Your goal: Return the listing below verbatim. Pictures do not belong in the copy.

Recorded information:
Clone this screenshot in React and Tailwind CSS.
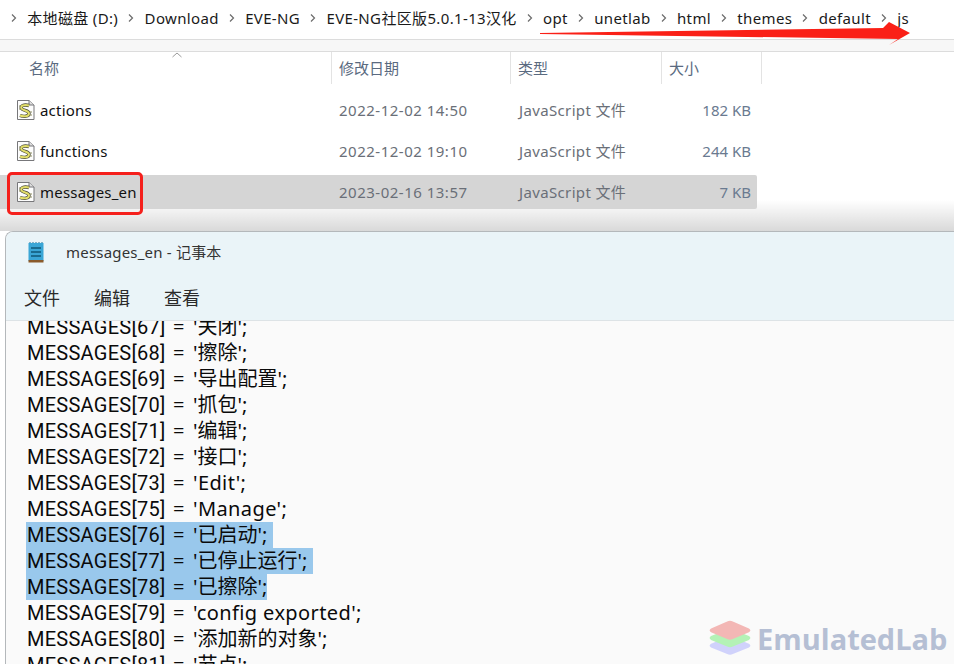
const sans = "font-['Noto_Sans','Noto_Sans_CJK_SC',sans-serif]";

const crumbs = ["本地磁盘 (D:)", "Download", "EVE-NG", "EVE-NG社区版5.0.1-13汉化", "opt", "unetlab", "html", "themes", "default", "js"];

const files = [
  { name: "actions", date: "2022-12-02 14:50", size: "182 KB" },
  { name: "functions", date: "2022-12-02 19:10", size: "244 KB" },
  { name: "messages_en", date: "2023-02-16 13:57", size: "7 KB", selected: true },
];

const lines = [
  { n: "67", t: "关闭" },
  { n: "68", t: "擦除" },
  { n: "69", t: "导出配置" },
  { n: "70", t: "抓包" },
  { n: "71", t: "编辑" },
  { n: "72", t: "接口" },
  { n: "73", t: "Edit", latin: true },
  { n: "75", t: "Manage", latin: true },
  { n: "76", t: "已启动", hl: "pr-[6px]" },
  { n: "77", t: "已停止运行", hl: "pr-[6px]" },
  { n: "78", t: "已擦除", hl: "pr-0" },
  { n: "79", t: "config exported", latin: true },
  { n: "80", t: "添加新的对象" },
  { n: "81", t: "节点" },
];

function Chevron() {
  return (
    <svg width="6" height="8" viewBox="0 0 6 8" className="shrink-0">
      <path d="M1 0.5 L4.5 4 L1 7.5" fill="none" stroke="#6b6b6b" strokeWidth="1.2" />
    </svg>
  );
}

function ScriptIcon() {
  return (
    <svg width="18" height="20" viewBox="0 0 18 20" className="shrink-0">
      <path d="M0.5 0.5 H12 L17 5 V19.5 H0.5 Z" fill="#fdfdfd" stroke="#77777a" />
      <path d="M12 0.5 V5 H17" fill="#dedede" stroke="#77777a" />
      <path d="M12 5.5 C7 4 3 6 4.5 8.5 C6 11 12 10 12 13.5 C12 16.5 7 17 3 15.5" fill="none" stroke="#4c4c3a" strokeWidth="3.4" />
      <path d="M12 5.5 C7 4 3 6 4.5 8.5 C6 11 12 10 12 13.5 C12 16.5 7 17 3 15.5" fill="none" stroke="#e2de6a" strokeWidth="2" />
      <path d="M2 6 H4 M2 9 H4 M13 12 H15 M13 15 H15" stroke="#8c8c60" />
    </svg>
  );
}

function NotepadIcon() {
  return (
    <svg width="16" height="21" viewBox="0 0 16 21" className="shrink-0">
      <rect x="0.5" y="1" width="15" height="18" fill="#3aa6d6" />
      <rect x="0.5" y="18" width="15" height="2.5" fill="#8a5a2b" />
      <path d="M2 1 V0 M5 1 V0 M8 1 V0 M11 1 V0 M14 1 V0" stroke="#1c6f96" />
      <path d="M3 6 H13 M3 10 H13 M3 14 H13" stroke="#0f5878" strokeWidth="1.5" />
    </svg>
  );
}

function Logo() {
  return (
    <svg width="44" height="36" viewBox="0 0 46 38" className="shrink-0">
      <path d="M23 17 L43 25 Q46 27 43 29 L26 36 Q23 37.5 20 36 L3 29 Q0 27 3 25 Z" fill="#d0d2fb" />
      <path d="M23 9 L43 17 Q46 19 43 21 L26 28 Q23 29.5 20 28 L3 21 Q0 19 3 17 Z" fill="#b4f2b6" />
      <path d="M20 1.5 Q23 0 26 1.5 L43 9 Q46 11 43 13 L26 20 Q23 21.5 20 20 L3 13 Q0 11 3 9 Z" fill="#f3b7b5" />
    </svg>
  );
}

export default function App() {
  return (
    <div className={`relative h-[664px] w-[954px] overflow-hidden bg-white ${sans}`}>
      {/* explorer */}
      <div className="flex h-[39px] items-center pb-[3px] pl-[11px] text-[15px] tracking-[0.35px] whitespace-nowrap text-[#1a1a1a]">
        {crumbs.map((c) => (
          <div key={c} className="flex items-center">
            <Chevron />
            <span className="px-[10.2px]">{c}</span>
          </div>
        ))}
      </div>
      <div className="h-[13px] border-y border-[#dcdcdc] bg-[#f7f7f7]" />
      <div className="relative flex h-[32px] text-[15px] text-[#5a6a80]">
        <div className="w-[332px] border-r border-[#e3e3e3] pt-[5px] pl-[29px]">名称</div>
        <div className="w-[179px] border-r border-[#e3e3e3] pt-[5px] pl-[7px]">修改日期</div>
        <div className="w-[151px] border-r border-[#e3e3e3] pt-[5px] pl-[7px]">类型</div>
        <div className="w-[100px] border-r border-[#e3e3e3] pt-[5px] pl-[7px]">大小</div>
        <svg width="10" height="6" viewBox="0 0 10 6" className="absolute top-0 left-[172px]">
          <path d="M0.5 5 L5 1 L9.5 5" fill="none" stroke="#9a9a9a" />
        </svg>
      </div>
      <div className="flex flex-col gap-[7px] pt-[9px]">
        {files.map((f) => (
          <div
            key={f.name}
            className={`relative z-10 flex h-[34px] w-[757px] items-center rounded-r-[2px] text-[15px] ${f.selected ? "bg-[#d5d5d5]" : ""}`}
          >
            <div className="flex w-[339px] items-center gap-[5px] pl-[17px] tracking-[0.2px] text-[#111]">
              <ScriptIcon />
              {f.name}
            </div>
            <div className="w-[180px] tracking-[0.5px] text-[#6a6f78]">{f.date}</div>
            <div className="w-[143px] tracking-[0.35px] text-[#6a6f78]">JavaScript 文件</div>
            <div className="w-[89px] text-right text-[#6a7a90]">{f.size}</div>
          </div>
        ))}
      </div>

      {/* red highlight around the selected file */}
      <div className="absolute top-[172px] left-[7px] z-20 h-[43px] w-[136px] rounded-[5px] border-[3px] border-[#f5201c]" />

      {/* arrow under the path */}
      <svg width="375" height="24" viewBox="0 0 375 24" className="absolute top-[22px] left-[539px]">
        <path d="M1 11 L344 6 L350 0 L371 11 L350 23 L359 17 L1 12 Z" fill="#fa2017" />
      </svg>

      {/* notepad window */}
      <div className="absolute top-[231px] left-[5px] h-[440px] w-[960px] overflow-hidden rounded-tl-[8px] border-t border-l border-[#b4b8bb] bg-[#fafafa]">
        <div className="h-[89px] border-b border-[#dde3e6] bg-[#eaf4f8]">
          <div className="flex h-[40px] items-center gap-[22px] pl-[22px] text-[15px] tracking-[0.2px] text-[#333]">
            <NotepadIcon />
            messages_en - 记事本
          </div>
          <div className="flex gap-[34px] pt-[13px] pl-[18px] text-[18px] text-[#2a2a2a]">
            <span>文件</span>
            <span>编辑</span>
            <span>查看</span>
          </div>
        </div>
        <div className="h-[350px] overflow-hidden">
          <div className="-mt-[7px] flex flex-col items-start pl-[20px] text-[20px] leading-[26px] text-[#0a0a0a]">
            {lines.map((l) => (
              <div key={l.n} className={`flex pl-[1px] whitespace-pre ${l.hl ? `bg-[#99c8ec] ${l.hl}` : ""}`}>
                <span className="w-[146px] font-['Roboto',sans-serif] tracking-[0.25px]">{`MESSAGES[${l.n}]`}</span>
                <span className="w-[20px]">=</span>
                <span className={l.latin ? "tracking-[0.4px]" : ""}>{`'${l.t}';`}</span>
              </div>
            ))}
          </div>
        </div>
      </div>

      {/* soft shadow above the notepad window */}
      <div className="absolute top-[200px] right-0 left-0 h-[31px] bg-gradient-to-b from-transparent to-black/15" />

      {/* watermark */}
      <div className="absolute top-[620px] left-[708px] flex items-center gap-[5px] font-['Open_Sans',sans-serif] text-[29px] leading-none font-bold text-[#b5bfd4]">
        <Logo />
        EmulatedLab
      </div>
    </div>
  );
}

Worked answer:
Clone this screenshot in React and Tailwind CSS.
const sans = "font-['Noto_Sans','Noto_Sans_CJK_SC',sans-serif]";

const crumbs = ["本地磁盘 (D:)", "Download", "EVE-NG", "EVE-NG社区版5.0.1-13汉化", "opt", "unetlab", "html", "themes", "default", "js"];

const files = [
  { name: "actions", date: "2022-12-02 14:50", size: "182 KB" },
  { name: "functions", date: "2022-12-02 19:10", size: "244 KB" },
  { name: "messages_en", date: "2023-02-16 13:57", size: "7 KB", selected: true },
];

const lines = [
  { n: "67", t: "关闭" },
  { n: "68", t: "擦除" },
  { n: "69", t: "导出配置" },
  { n: "70", t: "抓包" },
  { n: "71", t: "编辑" },
  { n: "72", t: "接口" },
  { n: "73", t: "Edit", latin: true },
  { n: "75", t: "Manage", latin: true },
  { n: "76", t: "已启动", hl: "pr-[6px]" },
  { n: "77", t: "已停止运行", hl: "pr-[6px]" },
  { n: "78", t: "已擦除", hl: "pr-0" },
  { n: "79", t: "config exported", latin: true },
  { n: "80", t: "添加新的对象" },
  { n: "81", t: "节点" },
];

function Chevron() {
  return (
    <svg width="6" height="8" viewBox="0 0 6 8" className="shrink-0">
      <path d="M1 0.5 L4.5 4 L1 7.5" fill="none" stroke="#6b6b6b" strokeWidth="1.2" />
    </svg>
  );
}

function ScriptIcon() {
  return (
    <svg width="18" height="20" viewBox="0 0 18 20" className="shrink-0">
      <path d="M0.5 0.5 H12 L17 5 V19.5 H0.5 Z" fill="#fdfdfd" stroke="#77777a" />
      <path d="M12 0.5 V5 H17" fill="#dedede" stroke="#77777a" />
      <path d="M12 5.5 C7 4 3 6 4.5 8.5 C6 11 12 10 12 13.5 C12 16.5 7 17 3 15.5" fill="none" stroke="#4c4c3a" strokeWidth="3.4" />
      <path d="M12 5.5 C7 4 3 6 4.5 8.5 C6 11 12 10 12 13.5 C12 16.5 7 17 3 15.5" fill="none" stroke="#e2de6a" strokeWidth="2" />
      <path d="M2 6 H4 M2 9 H4 M13 12 H15 M13 15 H15" stroke="#8c8c60" />
    </svg>
  );
}

function NotepadIcon() {
  return (
    <svg width="16" height="21" viewBox="0 0 16 21" className="shrink-0">
      <rect x="0.5" y="1" width="15" height="18" fill="#3aa6d6" />
      <rect x="0.5" y="18" width="15" height="2.5" fill="#8a5a2b" />
      <path d="M2 1 V0 M5 1 V0 M8 1 V0 M11 1 V0 M14 1 V0" stroke="#1c6f96" />
      <path d="M3 6 H13 M3 10 H13 M3 14 H13" stroke="#0f5878" strokeWidth="1.5" />
    </svg>
  );
}

function Logo() {
  return (
    <svg width="44" height="36" viewBox="0 0 46 38" className="shrink-0">
      <path d="M23 17 L43 25 Q46 27 43 29 L26 36 Q23 37.5 20 36 L3 29 Q0 27 3 25 Z" fill="#d0d2fb" />
      <path d="M23 9 L43 17 Q46 19 43 21 L26 28 Q23 29.5 20 28 L3 21 Q0 19 3 17 Z" fill="#b4f2b6" />
      <path d="M20 1.5 Q23 0 26 1.5 L43 9 Q46 11 43 13 L26 20 Q23 21.5 20 20 L3 13 Q0 11 3 9 Z" fill="#f3b7b5" />
    </svg>
  );
}

export default function App() {
  return (
    <div className={`relative h-[664px] w-[954px] overflow-hidden bg-white ${sans}`}>
      {/* explorer */}
      <div className="flex h-[39px] items-center pb-[3px] pl-[11px] text-[15px] tracking-[0.35px] whitespace-nowrap text-[#1a1a1a]">
        {crumbs.map((c) => (
          <div key={c} className="flex items-center">
            <Chevron />
            <span className="px-[10.2px]">{c}</span>
          </div>
        ))}
      </div>
      <div className="h-[13px] border-y border-[#dcdcdc] bg-[#f7f7f7]" />
      <div className="relative flex h-[32px] text-[15px] text-[#5a6a80]">
        <div className="w-[332px] border-r border-[#e3e3e3] pt-[5px] pl-[29px]">名称</div>
        <div className="w-[179px] border-r border-[#e3e3e3] pt-[5px] pl-[7px]">修改日期</div>
        <div className="w-[151px] border-r border-[#e3e3e3] pt-[5px] pl-[7px]">类型</div>
        <div className="w-[100px] border-r border-[#e3e3e3] pt-[5px] pl-[7px]">大小</div>
        <svg width="10" height="6" viewBox="0 0 10 6" className="absolute top-0 left-[172px]">
          <path d="M0.5 5 L5 1 L9.5 5" fill="none" stroke="#9a9a9a" />
        </svg>
      </div>
      <div className="flex flex-col gap-[7px] pt-[9px]">
        {files.map((f) => (
          <div
            key={f.name}
            className={`relative z-10 flex h-[34px] w-[757px] items-center rounded-r-[2px] text-[15px] ${f.selected ? "bg-[#d5d5d5]" : ""}`}
          >
            <div className="flex w-[339px] items-center gap-[5px] pl-[17px] tracking-[0.2px] text-[#111]">
              <ScriptIcon />
              {f.name}
            </div>
            <div className="w-[180px] tracking-[0.5px] text-[#6a6f78]">{f.date}</div>
            <div className="w-[143px] tracking-[0.35px] text-[#6a6f78]">JavaScript 文件</div>
            <div className="w-[89px] text-right text-[#6a7a90]">{f.size}</div>
          </div>
        ))}
      </div>

      {/* red highlight around the selected file */}
      <div className="absolute top-[172px] left-[7px] z-20 h-[43px] w-[136px] rounded-[5px] border-[3px] border-[#f5201c]" />

      {/* arrow under the path */}
      <svg width="375" height="24" viewBox="0 0 375 24" className="absolute top-[22px] left-[539px]">
        <path d="M1 11 L344 6 L350 0 L371 11 L350 23 L359 17 L1 12 Z" fill="#fa2017" />
      </svg>

      {/* notepad window */}
      <div className="absolute top-[231px] left-[5px] h-[440px] w-[960px] overflow-hidden rounded-tl-[8px] border-t border-l border-[#b4b8bb] bg-[#fafafa]">
        <div className="h-[89px] border-b border-[#dde3e6] bg-[#eaf4f8]">
          <div className="flex h-[40px] items-center gap-[22px] pl-[22px] text-[15px] tracking-[0.2px] text-[#333]">
            <NotepadIcon />
            messages_en - 记事本
          </div>
          <div className="flex gap-[34px] pt-[13px] pl-[18px] text-[18px] text-[#2a2a2a]">
            <span>文件</span>
            <span>编辑</span>
            <span>查看</span>
          </div>
        </div>
        <div className="h-[350px] overflow-hidden">
          <div className="-mt-[7px] flex flex-col items-start pl-[20px] text-[20px] leading-[26px] text-[#0a0a0a]">
            {lines.map((l) => (
              <div key={l.n} className={`flex pl-[1px] whitespace-pre ${l.hl ? `bg-[#99c8ec] ${l.hl}` : ""}`}>
                <span className="w-[146px] font-['Roboto',sans-serif] tracking-[0.25px]">{`MESSAGES[${l.n}]`}</span>
                <span className="w-[20px]">=</span>
                <span className={l.latin ? "tracking-[0.4px]" : ""}>{`'${l.t}';`}</span>
              </div>
            ))}
          </div>
        </div>
      </div>

      {/* soft shadow above the notepad window */}
      <div className="absolute top-[200px] right-0 left-0 h-[31px] bg-gradient-to-b from-transparent to-black/15" />

      {/* watermark */}
      <div className="absolute top-[620px] left-[708px] flex items-center gap-[5px] font-['Open_Sans',sans-serif] text-[29px] leading-none font-bold text-[#b5bfd4]">
        <Logo />
        EmulatedLab
      </div>
    </div>
  );
}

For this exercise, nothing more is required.